— start of Supplied information —
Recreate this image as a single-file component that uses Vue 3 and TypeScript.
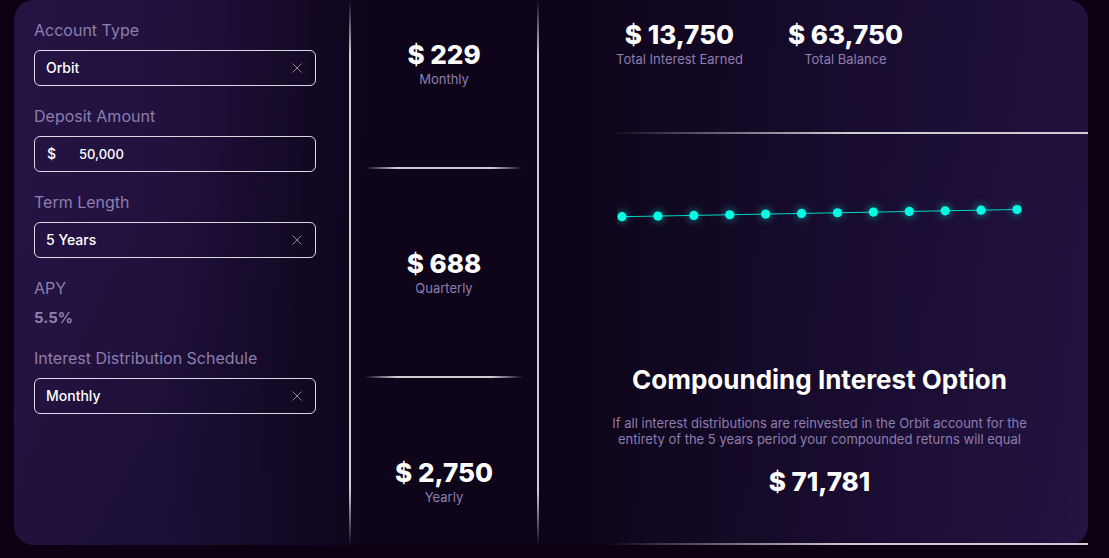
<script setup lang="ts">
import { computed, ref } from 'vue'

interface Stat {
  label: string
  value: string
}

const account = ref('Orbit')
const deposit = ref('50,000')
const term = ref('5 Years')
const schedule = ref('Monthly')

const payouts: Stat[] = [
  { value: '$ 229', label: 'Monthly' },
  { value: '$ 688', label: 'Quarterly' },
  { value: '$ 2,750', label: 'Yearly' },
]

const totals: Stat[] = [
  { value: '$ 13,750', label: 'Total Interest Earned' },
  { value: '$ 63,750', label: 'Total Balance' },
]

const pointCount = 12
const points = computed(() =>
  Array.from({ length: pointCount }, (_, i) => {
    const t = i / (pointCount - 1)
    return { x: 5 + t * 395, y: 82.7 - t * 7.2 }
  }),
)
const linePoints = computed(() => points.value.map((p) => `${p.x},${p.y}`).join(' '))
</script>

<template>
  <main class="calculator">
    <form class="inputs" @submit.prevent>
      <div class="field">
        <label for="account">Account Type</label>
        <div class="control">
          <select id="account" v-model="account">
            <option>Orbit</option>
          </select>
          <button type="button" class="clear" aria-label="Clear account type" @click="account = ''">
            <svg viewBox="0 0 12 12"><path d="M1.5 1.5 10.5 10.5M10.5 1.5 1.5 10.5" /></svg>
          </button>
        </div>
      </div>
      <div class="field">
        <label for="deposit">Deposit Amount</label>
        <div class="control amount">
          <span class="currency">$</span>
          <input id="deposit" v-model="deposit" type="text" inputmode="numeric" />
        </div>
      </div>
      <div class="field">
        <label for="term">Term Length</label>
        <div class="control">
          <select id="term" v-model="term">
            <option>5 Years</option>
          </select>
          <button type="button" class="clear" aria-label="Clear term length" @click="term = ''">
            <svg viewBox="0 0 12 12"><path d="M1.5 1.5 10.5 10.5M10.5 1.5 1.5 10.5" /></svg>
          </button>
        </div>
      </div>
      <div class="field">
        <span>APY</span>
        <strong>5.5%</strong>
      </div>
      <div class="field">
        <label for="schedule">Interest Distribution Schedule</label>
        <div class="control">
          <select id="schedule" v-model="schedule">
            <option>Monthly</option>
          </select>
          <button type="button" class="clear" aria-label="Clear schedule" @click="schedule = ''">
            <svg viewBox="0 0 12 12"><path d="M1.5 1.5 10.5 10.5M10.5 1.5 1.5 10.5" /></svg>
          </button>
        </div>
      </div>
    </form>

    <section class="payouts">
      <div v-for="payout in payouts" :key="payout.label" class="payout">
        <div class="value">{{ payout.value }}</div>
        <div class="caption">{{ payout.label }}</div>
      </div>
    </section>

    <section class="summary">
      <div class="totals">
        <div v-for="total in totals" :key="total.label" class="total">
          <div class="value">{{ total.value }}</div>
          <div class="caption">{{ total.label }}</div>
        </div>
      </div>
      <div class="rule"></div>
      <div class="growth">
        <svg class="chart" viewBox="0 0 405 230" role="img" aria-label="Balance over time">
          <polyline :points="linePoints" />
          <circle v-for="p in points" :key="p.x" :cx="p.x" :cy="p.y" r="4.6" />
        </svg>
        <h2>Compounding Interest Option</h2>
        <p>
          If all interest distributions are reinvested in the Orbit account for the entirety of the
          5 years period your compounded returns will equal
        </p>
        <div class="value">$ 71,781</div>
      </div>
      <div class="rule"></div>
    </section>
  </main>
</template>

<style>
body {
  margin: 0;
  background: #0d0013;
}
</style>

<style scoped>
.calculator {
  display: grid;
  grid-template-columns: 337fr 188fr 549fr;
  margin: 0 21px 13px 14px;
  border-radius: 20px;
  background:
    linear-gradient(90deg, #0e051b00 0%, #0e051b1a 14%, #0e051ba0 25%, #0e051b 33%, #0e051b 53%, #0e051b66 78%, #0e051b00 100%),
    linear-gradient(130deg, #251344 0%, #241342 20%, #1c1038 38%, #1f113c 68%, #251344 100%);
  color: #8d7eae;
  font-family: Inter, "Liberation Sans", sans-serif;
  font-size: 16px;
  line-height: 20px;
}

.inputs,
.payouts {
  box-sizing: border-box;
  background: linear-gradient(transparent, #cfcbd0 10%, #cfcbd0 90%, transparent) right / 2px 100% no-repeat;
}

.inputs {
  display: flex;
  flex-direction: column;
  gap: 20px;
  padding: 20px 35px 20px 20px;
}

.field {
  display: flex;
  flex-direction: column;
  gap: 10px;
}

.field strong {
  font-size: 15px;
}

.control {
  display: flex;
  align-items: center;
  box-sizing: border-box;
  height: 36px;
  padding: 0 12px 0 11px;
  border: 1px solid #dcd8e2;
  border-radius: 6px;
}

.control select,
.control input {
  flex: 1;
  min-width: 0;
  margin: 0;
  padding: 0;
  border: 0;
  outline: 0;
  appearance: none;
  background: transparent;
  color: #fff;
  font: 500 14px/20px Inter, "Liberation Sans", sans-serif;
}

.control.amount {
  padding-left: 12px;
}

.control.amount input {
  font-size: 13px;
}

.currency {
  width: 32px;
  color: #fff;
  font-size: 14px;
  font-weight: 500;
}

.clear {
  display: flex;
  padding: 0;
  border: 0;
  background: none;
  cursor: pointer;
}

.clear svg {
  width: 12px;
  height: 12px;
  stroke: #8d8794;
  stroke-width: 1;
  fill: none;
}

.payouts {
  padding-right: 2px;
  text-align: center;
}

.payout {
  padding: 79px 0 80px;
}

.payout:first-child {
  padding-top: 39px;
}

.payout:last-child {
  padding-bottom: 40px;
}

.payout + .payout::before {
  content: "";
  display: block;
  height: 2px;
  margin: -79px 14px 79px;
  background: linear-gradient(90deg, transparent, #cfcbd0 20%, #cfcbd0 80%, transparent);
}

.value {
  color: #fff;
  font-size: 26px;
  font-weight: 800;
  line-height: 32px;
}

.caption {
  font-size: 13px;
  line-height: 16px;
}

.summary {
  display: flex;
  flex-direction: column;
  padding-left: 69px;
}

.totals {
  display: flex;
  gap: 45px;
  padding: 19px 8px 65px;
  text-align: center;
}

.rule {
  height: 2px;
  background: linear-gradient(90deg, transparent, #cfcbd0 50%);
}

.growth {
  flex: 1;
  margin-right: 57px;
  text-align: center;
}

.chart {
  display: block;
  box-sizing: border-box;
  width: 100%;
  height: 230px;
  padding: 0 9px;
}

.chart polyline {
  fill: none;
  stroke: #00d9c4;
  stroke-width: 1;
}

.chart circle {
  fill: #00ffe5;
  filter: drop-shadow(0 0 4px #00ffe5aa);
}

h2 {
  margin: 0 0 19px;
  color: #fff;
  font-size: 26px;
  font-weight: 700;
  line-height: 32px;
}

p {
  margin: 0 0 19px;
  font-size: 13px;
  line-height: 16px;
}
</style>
— end of Supplied information —
Go through the data above and transcribe it in full, omitting any image.

■ **Written answer**:
Recreate this image as a single-file component that uses Vue 3 and TypeScript.
<script setup lang="ts">
import { computed, ref } from 'vue'

interface Stat {
  label: string
  value: string
}

const account = ref('Orbit')
const deposit = ref('50,000')
const term = ref('5 Years')
const schedule = ref('Monthly')

const payouts: Stat[] = [
  { value: '$ 229', label: 'Monthly' },
  { value: '$ 688', label: 'Quarterly' },
  { value: '$ 2,750', label: 'Yearly' },
]

const totals: Stat[] = [
  { value: '$ 13,750', label: 'Total Interest Earned' },
  { value: '$ 63,750', label: 'Total Balance' },
]

const pointCount = 12
const points = computed(() =>
  Array.from({ length: pointCount }, (_, i) => {
    const t = i / (pointCount - 1)
    return { x: 5 + t * 395, y: 82.7 - t * 7.2 }
  }),
)
const linePoints = computed(() => points.value.map((p) => `${p.x},${p.y}`).join(' '))
</script>

<template>
  <main class="calculator">
    <form class="inputs" @submit.prevent>
      <div class="field">
        <label for="account">Account Type</label>
        <div class="control">
          <select id="account" v-model="account">
            <option>Orbit</option>
          </select>
          <button type="button" class="clear" aria-label="Clear account type" @click="account = ''">
            <svg viewBox="0 0 12 12"><path d="M1.5 1.5 10.5 10.5M10.5 1.5 1.5 10.5" /></svg>
          </button>
        </div>
      </div>
      <div class="field">
        <label for="deposit">Deposit Amount</label>
        <div class="control amount">
          <span class="currency">$</span>
          <input id="deposit" v-model="deposit" type="text" inputmode="numeric" />
        </div>
      </div>
      <div class="field">
        <label for="term">Term Length</label>
        <div class="control">
          <select id="term" v-model="term">
            <option>5 Years</option>
          </select>
          <button type="button" class="clear" aria-label="Clear term length" @click="term = ''">
            <svg viewBox="0 0 12 12"><path d="M1.5 1.5 10.5 10.5M10.5 1.5 1.5 10.5" /></svg>
          </button>
        </div>
      </div>
      <div class="field">
        <span>APY</span>
        <strong>5.5%</strong>
      </div>
      <div class="field">
        <label for="schedule">Interest Distribution Schedule</label>
        <div class="control">
          <select id="schedule" v-model="schedule">
            <option>Monthly</option>
          </select>
          <button type="button" class="clear" aria-label="Clear schedule" @click="schedule = ''">
            <svg viewBox="0 0 12 12"><path d="M1.5 1.5 10.5 10.5M10.5 1.5 1.5 10.5" /></svg>
          </button>
        </div>
      </div>
    </form>

    <section class="payouts">
      <div v-for="payout in payouts" :key="payout.label" class="payout">
        <div class="value">{{ payout.value }}</div>
        <div class="caption">{{ payout.label }}</div>
      </div>
    </section>

    <section class="summary">
      <div class="totals">
        <div v-for="total in totals" :key="total.label" class="total">
          <div class="value">{{ total.value }}</div>
          <div class="caption">{{ total.label }}</div>
        </div>
      </div>
      <div class="rule"></div>
      <div class="growth">
        <svg class="chart" viewBox="0 0 405 230" role="img" aria-label="Balance over time">
          <polyline :points="linePoints" />
          <circle v-for="p in points" :key="p.x" :cx="p.x" :cy="p.y" r="4.6" />
        </svg>
        <h2>Compounding Interest Option</h2>
        <p>
          If all interest distributions are reinvested in the Orbit account for the entirety of the
          5 years period your compounded returns will equal
        </p>
        <div class="value">$ 71,781</div>
      </div>
      <div class="rule"></div>
    </section>
  </main>
</template>

<style>
body {
  margin: 0;
  background: #0d0013;
}
</style>

<style scoped>
.calculator {
  display: grid;
  grid-template-columns: 337fr 188fr 549fr;
  margin: 0 21px 13px 14px;
  border-radius: 20px;
  background:
    linear-gradient(90deg, #0e051b00 0%, #0e051b1a 14%, #0e051ba0 25%, #0e051b 33%, #0e051b 53%, #0e051b66 78%, #0e051b00 100%),
    linear-gradient(130deg, #251344 0%, #241342 20%, #1c1038 38%, #1f113c 68%, #251344 100%);
  color: #8d7eae;
  font-family: Inter, "Liberation Sans", sans-serif;
  font-size: 16px;
  line-height: 20px;
}

.inputs,
.payouts {
  box-sizing: border-box;
  background: linear-gradient(transparent, #cfcbd0 10%, #cfcbd0 90%, transparent) right / 2px 100% no-repeat;
}

.inputs {
  display: flex;
  flex-direction: column;
  gap: 20px;
  padding: 20px 35px 20px 20px;
}

.field {
  display: flex;
  flex-direction: column;
  gap: 10px;
}

.field strong {
  font-size: 15px;
}

.control {
  display: flex;
  align-items: center;
  box-sizing: border-box;
  height: 36px;
  padding: 0 12px 0 11px;
  border: 1px solid #dcd8e2;
  border-radius: 6px;
}

.control select,
.control input {
  flex: 1;
  min-width: 0;
  margin: 0;
  padding: 0;
  border: 0;
  outline: 0;
  appearance: none;
  background: transparent;
  color: #fff;
  font: 500 14px/20px Inter, "Liberation Sans", sans-serif;
}

.control.amount {
  padding-left: 12px;
}

.control.amount input {
  font-size: 13px;
}

.currency {
  width: 32px;
  color: #fff;
  font-size: 14px;
  font-weight: 500;
}

.clear {
  display: flex;
  padding: 0;
  border: 0;
  background: none;
  cursor: pointer;
}

.clear svg {
  width: 12px;
  height: 12px;
  stroke: #8d8794;
  stroke-width: 1;
  fill: none;
}

.payouts {
  padding-right: 2px;
  text-align: center;
}

.payout {
  padding: 79px 0 80px;
}

.payout:first-child {
  padding-top: 39px;
}

.payout:last-child {
  padding-bottom: 40px;
}

.payout + .payout::before {
  content: "";
  display: block;
  height: 2px;
  margin: -79px 14px 79px;
  background: linear-gradient(90deg, transparent, #cfcbd0 20%, #cfcbd0 80%, transparent);
}

.value {
  color: #fff;
  font-size: 26px;
  font-weight: 800;
  line-height: 32px;
}

.caption {
  font-size: 13px;
  line-height: 16px;
}

.summary {
  display: flex;
  flex-direction: column;
  padding-left: 69px;
}

.totals {
  display: flex;
  gap: 45px;
  padding: 19px 8px 65px;
  text-align: center;
}

.rule {
  height: 2px;
  background: linear-gradient(90deg, transparent, #cfcbd0 50%);
}

.growth {
  flex: 1;
  margin-right: 57px;
  text-align: center;
}

.chart {
  display: block;
  box-sizing: border-box;
  width: 100%;
  height: 230px;
  padding: 0 9px;
}

.chart polyline {
  fill: none;
  stroke: #00d9c4;
  stroke-width: 1;
}

.chart circle {
  fill: #00ffe5;
  filter: drop-shadow(0 0 4px #00ffe5aa);
}

h2 {
  margin: 0 0 19px;
  color: #fff;
  font-size: 26px;
  font-weight: 700;
  line-height: 32px;
}

p {
  margin: 0 0 19px;
  font-size: 13px;
  line-height: 16px;
}
</style>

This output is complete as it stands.